* BEGIN *

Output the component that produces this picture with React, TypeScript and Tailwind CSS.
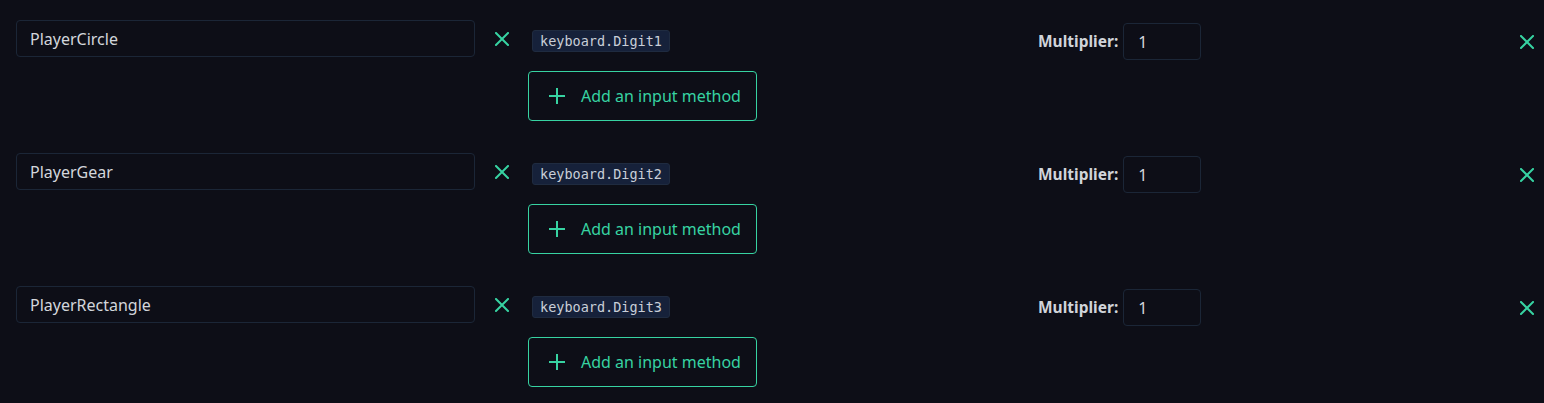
const ACCENT = "text-[#37d3a2]";

type Action = { name: string; key: string; multiplier: string };

const actions: Action[] = [
  { name: "PlayerCircle", key: "keyboard.Digit1", multiplier: "1" },
  { name: "PlayerGear", key: "keyboard.Digit2", multiplier: "1" },
  { name: "PlayerRectangle", key: "keyboard.Digit3", multiplier: "1" },
];

function CloseIcon() {
  return (
    <svg width="14" height="14" viewBox="0 0 14 14" fill="none" className={ACCENT}>
      <path d="M1 1L13 13M13 1L1 13" stroke="currentColor" strokeWidth="2" strokeLinecap="square" />
    </svg>
  );
}

function PlusIcon() {
  return (
    <svg width="16" height="16" viewBox="0 0 16 16" fill="none">
      <path d="M8 0V16M0 8H16" stroke="currentColor" strokeWidth="2" />
    </svg>
  );
}

function ActionRow({ action }: { action: Action }) {
  return (
    <div className="flex items-start">
      <input
        readOnly
        value={action.name}
        className="h-[37px] w-[459px] rounded-[4px] border border-[#1b2637] bg-transparent px-[13px] text-[16px] text-[#d3d6dc] outline-none"
      />
      <button className="flex h-[37px] w-[53px] items-center justify-center">
        <CloseIcon />
      </button>

      <div className="flex w-[510px] flex-col items-start pt-[10px]">
        <code className="ml-1 rounded-[3px] border border-[#1f2b40] bg-[#16213a] px-[7px] py-[1px] font-['DejaVu_Sans_Mono',monospace] text-[13.5px] leading-[18px] text-[#c9cfd8]">
          {action.key}
        </code>
        <button
          className={`mt-[19px] flex h-[50px] w-[229px] items-center gap-4 rounded-[4px] border border-[#37d3a2] pl-[20px] text-[16px] ${ACCENT}`}
        >
          <PlusIcon />
          <span>Add an input method</span>
        </button>
      </div>

      <div className="mt-[3px] flex flex-1 items-center">
        <span className="mr-[5px] text-[15.5px] font-bold text-[#d0d4da]">Multiplier:</span>
        <input
          readOnly
          value={action.multiplier}
          className="h-[37px] w-[78px] rounded-[4px] border border-[#1b2637] bg-transparent px-[14px] text-[16px] text-[#d3d6dc] outline-none"
        />
        <div className="flex-1" />
        <button className="flex h-[37px] w-[34px] items-center justify-center">
          <CloseIcon />
        </button>
      </div>
    </div>
  );
}

export default function App() {
  return (
    <main className="flex min-h-[403px] w-full flex-col gap-[32px] bg-[#0d0e17] pl-4 pt-5 font-['Noto_Sans',sans-serif]">
      {actions.map((action) => (
        <ActionRow key={action.name} action={action} />
      ))}
    </main>
  );
}
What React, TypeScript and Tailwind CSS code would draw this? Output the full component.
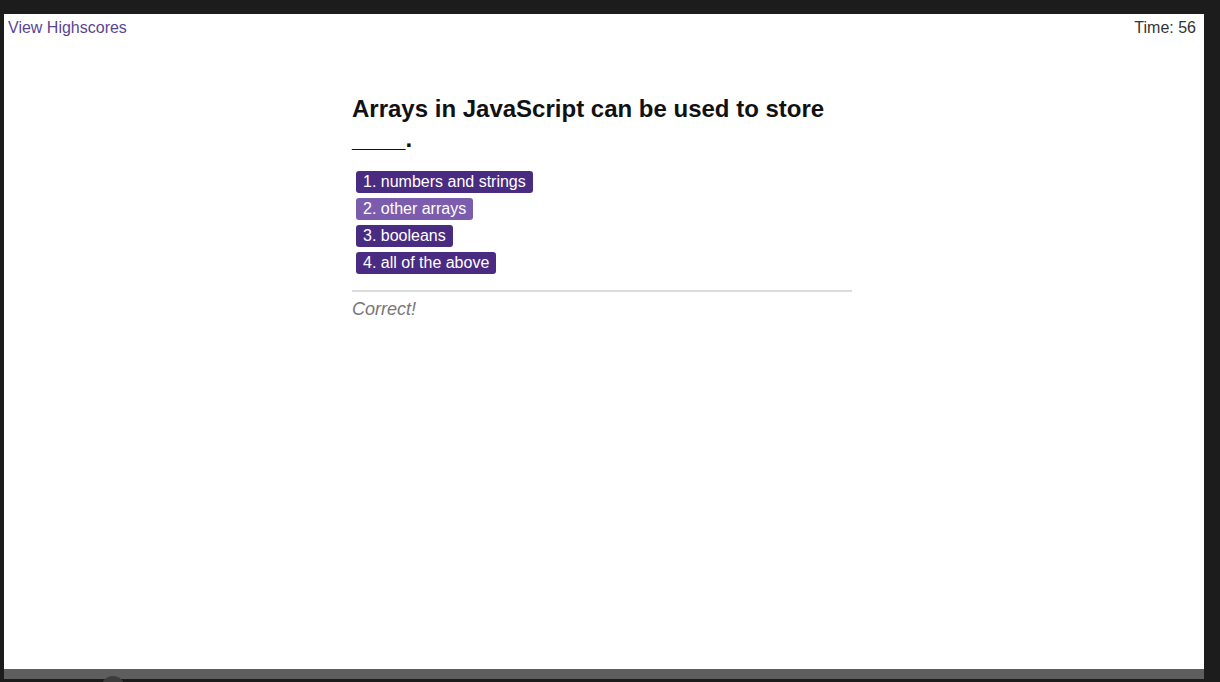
export default function App() {
  const choices = [
    { label: "1. numbers and strings", hover: false },
    { label: "2. other arrays", hover: true },
    { label: "3. booleans", hover: false },
    { label: "4. all of the above", hover: false },
  ];

  return (
    <div className="relative w-[1220px] h-[682px] overflow-hidden bg-[#1c1c1c] pl-[4px] pt-[14px] font-['Liberation_Sans',Arial,sans-serif]">
      {/* page */}
      <div className="w-[1200px] h-[655px] bg-white flex flex-col">
        <header className="flex justify-between pt-[5px] px-[4px] text-[16px] leading-[18px]">
          <a href="#" className="text-[#5b4591]">View Highscores</a>
          <span className="text-[#333] pr-[4px]">Time: 56</span>
        </header>

        <main className="ml-[348px] mt-[57px] w-[500px]">
          <h2 className="text-[24px] leading-[30px] font-bold text-[#111]">
            Arrays in JavaScript can be used to store ____.
          </h2>

          <div className="mt-[17px] ml-[4px] flex flex-col items-start gap-[5px]">
            {choices.map((c) => (
              <button
                key={c.label}
                className={
                  c.hover
                    ? "h-[22px] px-[7px] rounded-[3px] bg-[#7c5cad] text-white text-[16px] leading-[22px]"
                    : "h-[22px] px-[7px] rounded-[3px] bg-[#4a2b82] text-white text-[16px] leading-[22px]"
                }
              >
                {c.label}
              </button>
            ))}
          </div>

          <hr className="mt-[16px] border-0 border-t-2 border-[#dcdcdc]" />
          <p className="mt-[6px] text-[18px] leading-[22px] italic text-[#777]">Correct!</p>
        </main>
      </div>

      {/* player bar */}
      <div className="w-[1200px] h-[10px] bg-[#5e5e5e]" />
      <div className="absolute left-[101px] top-[676px] w-[24px] h-[24px] rounded-full bg-[#3c3c3c]" />
    </div>
  );
}
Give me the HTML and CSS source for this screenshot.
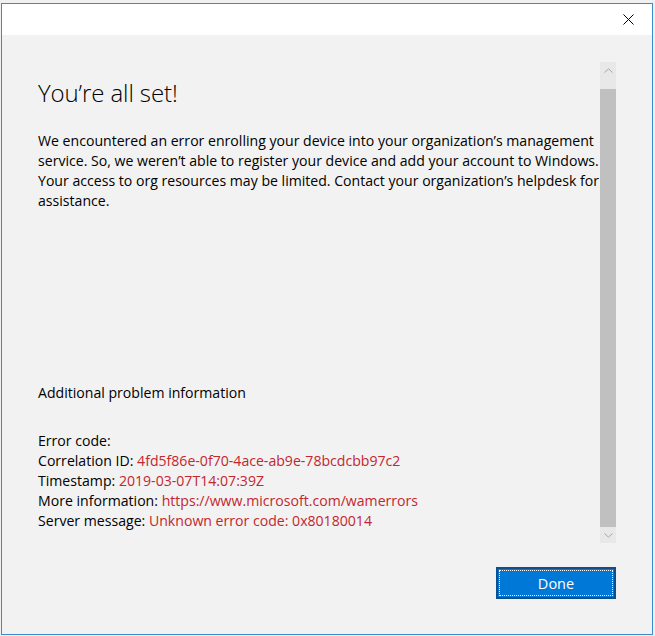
FILE: index.html
```html
<!DOCTYPE html>
<html lang="en">
<head>
<meta charset="utf-8">
<title>You're all set!</title>
<link rel="stylesheet" href="styles.css">
</head>
<body>
<div class="desktop">
  <div class="window">
    <div class="titlebar">
      <button class="close" aria-label="Close">
        <svg width="11" height="11" viewBox="0 0 11 11"><path d="M0.5 0.5L10.5 10.5M10.5 0.5L0.5 10.5" stroke="#000" stroke-width="1" fill="none"/></svg>
      </button>
    </div>
    <div class="content">
      <div class="body-row">
        <div class="main">
          <h1 class="heading">You’re all set!</h1>
          <p class="message">We encountered an error enrolling your device into your organization’s management service. So, we weren’t able to register your device and add your account to Windows. Your access to org resources may be limited. Contact your organization’s helpdesk for assistance.</p>
          <div class="additional">Additional problem information</div>
          <div class="details">
            <div>Error code: </div>
            <div>Correlation ID: <span class="err">4fd5f86e-0f70-4ace-ab9e-78bcdcbb97c2</span></div>
            <div>Timestamp: <span class="err">2019-03-07T14:07:39Z</span></div>
            <div>More information: <span class="err">https://www.microsoft.com/wamerrors</span></div>
            <div>Server message: <span class="err">Unknown error code: 0x80180014</span></div>
          </div>
        </div>
        <div class="scrollbar">
          <div class="arrow">
            <svg width="9" height="5" viewBox="0 0 9 5"><path d="M0.5 4.5L4.5 0.8L8.5 4.5" stroke="#a6a6a6" stroke-width="1" fill="none"/></svg>
          </div>
          <div class="thumb"></div>
          <div class="arrow">
            <svg width="9" height="5" viewBox="0 0 9 5"><path d="M0.5 0.5L4.5 4.2L8.5 0.5" stroke="#a6a6a6" stroke-width="1" fill="none"/></svg>
          </div>
        </div>
      </div>
      <div class="footer">
        <button class="done"><span class="focus">Done</span></button>
      </div>
    </div>
  </div>
</div>
</body>
</html>
```
FILE: styles.css
```css
html, body {
  margin: 0;
  padding: 0;
  background: #eef1f3;
}
.desktop {
  width: 655px;
  height: 636px;
  padding: 3px 2px 1px 1px;
  box-sizing: border-box;
  background: #eef0f2;
}
.window {
  width: 652px;
  height: 632px;
  box-sizing: border-box;
  border: 1px solid #3b8ccf;
  display: flex;
  flex-direction: column;
  font-family: "Open Sans", "Noto Sans", sans-serif;
  color: #000;
}
.titlebar {
  height: 31px;
  background: #fff;
  display: flex;
  justify-content: flex-end;
  align-items: center;
  padding-right: 18px;
}
.close {
  border: 0;
  background: transparent;
  padding: 0;
  width: 11px;
  height: 11px;
  display: flex;
}
.content {
  flex: 1;
  background: #f2f2f2;
  display: flex;
  flex-direction: column;
}
.body-row {
  display: flex;
  padding-right: 36px;
}
.main {
  flex: 1;
  padding: 41px 0 0 36px;
  font-size: 14.1px;
  line-height: 20px;
}
.heading {
  margin: 0;
  font-size: 24px;
  font-weight: 300;
  line-height: 34px;
  letter-spacing: -0.1px;
}
.message {
  margin: 21px 0 0 0;
}
.additional {
  margin-top: 172px;
}
.details {
  margin-top: 28px;
}
.err {
  color: #c4262e;
}
.scrollbar {
  width: 16px;
  margin-top: 27px;
  height: 481px;
  background: #e8e8e8;
  display: flex;
  flex-direction: column;
}
.arrow {
  height: 16px;
  display: flex;
  align-items: center;
  justify-content: center;
}
.thumb {
  flex: 1;
  background: #c0c0c0;
  margin-top: 11px;
}
.footer {
  display: flex;
  justify-content: flex-end;
  padding: 24px 36px 0 0;
}
.done {
  width: 120px;
  height: 32px;
  box-sizing: border-box;
  border: 2px solid #0e4f8c;
  background: #0078d7;
  padding: 1px;
  display: flex;
}
.focus {
  flex: 1;
  border: 1px dotted #fff;
  color: #fff;
  font-family: "Open Sans", "Noto Sans", sans-serif;
  font-size: 14.5px;
  display: flex;
  align-items: center;
  justify-content: center;
}
```
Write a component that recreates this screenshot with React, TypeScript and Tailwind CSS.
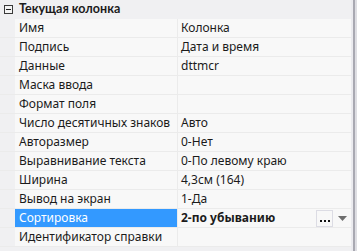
const rows: { name: string; value: string; selected?: boolean }[] = [
  { name: "Имя", value: "Колонка" },
  { name: "Подпись", value: "Дата и время" },
  { name: "Данные", value: "dttmcr" },
  { name: "Маска ввода", value: "" },
  { name: "Формат поля", value: "" },
  { name: "Число десятичных знаков", value: "Авто" },
  { name: "Авторазмер", value: "0-Нет" },
  { name: "Выравнивание текста", value: "0-По левому краю" },
  { name: "Ширина", value: "4,3см (164)" },
  { name: "Вывод на экран", value: "1-Да" },
  { name: "Сортировка", value: "2-по убыванию", selected: true },
  { name: "Идентификатор справки", value: "" },
];

export default function App() {
  return (
    <div
      className="w-[357px] h-[251px] bg-[#f0f0f2] flex text-[12px] text-[#1b1b1b] overflow-hidden"
      style={{ fontFamily: '"Noto Sans", "Open Sans", sans-serif' }}
    >
      <div className="w-[351px] flex flex-col">
        {/* Category header */}
        <div className="h-[19px] flex items-center">
          <div className="w-[15px] flex justify-center pl-[1px]">
            <span className="w-[9px] h-[9px] border border-[#3a3a3a] flex items-center justify-center bg-[#f4f4f4]">
              <span className="w-[5px] h-[1px] bg-[#222]" />
            </span>
          </div>
          <span className="pl-[4px] font-bold leading-none text-[12.5px] font-['Lato',sans-serif]">Текущая колонка</span>
        </div>

        {/* Properties */}
        {rows.map((r) => (
          <div key={r.name} className="h-[19px] flex border-b border-[#ebebeb]">
            <div className="w-[15px] shrink-0" />
            <div
              className={
                r.selected
                  ? "w-[162px] shrink-0 bg-[#3399ff] text-white pl-[4px] flex items-center leading-none"
                  : "w-[162px] shrink-0 bg-[#f8f8f8] pl-[4px] flex items-center leading-none"
              }
            >
              {r.name}
            </div>
            <div className="w-[1px] bg-[#ebebeb]" />
            <div className="flex-1 bg-[#f8f8f8] pl-[3px] flex items-center leading-none">
              <span className={r.selected ? "font-bold flex-1" : "flex-1"}>{r.value}</span>
              {r.selected && (
                <div className="flex items-center h-full">
                  <span className="w-[17px] h-[17px] border border-[#dcdce4] bg-[#f8f8f8] flex items-end justify-center pb-[4px] gap-[2px]">
                    <span className="w-[2px] h-[2px] bg-[#111]" />
                    <span className="w-[2px] h-[2px] bg-[#111]" />
                    <span className="w-[2px] h-[2px] bg-[#111]" />
                  </span>
                  <span className="w-[18px] flex justify-center">
                    <svg width="9" height="5" viewBox="0 0 9 5">
                      <path d="M0 0 H9 L4.5 5 Z" fill="#6e6e6e" />
                    </svg>
                  </span>
                </div>
              )}
            </div>
          </div>
        ))}
        <div className="flex-1" />
      </div>
      <div className="w-[2px] bg-[#ebebef]" />
      <div className="w-[2px] bg-[#a9a9b2]" />
      <div className="flex-1 bg-[#dedee3]" />
    </div>
  );
}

* END *

## WHAT THE TASK REQUIRES:
Hand back the exact lines from the start of the entries to the line with "string; key: string;", both ends kept and pictures left out.

## THE RESPONSE:
Output the component that produces this picture with React, TypeScript and Tailwind CSS.
const ACCENT = "text-[#37d3a2]";

type Action = { name: string; key: string; multiplier: string };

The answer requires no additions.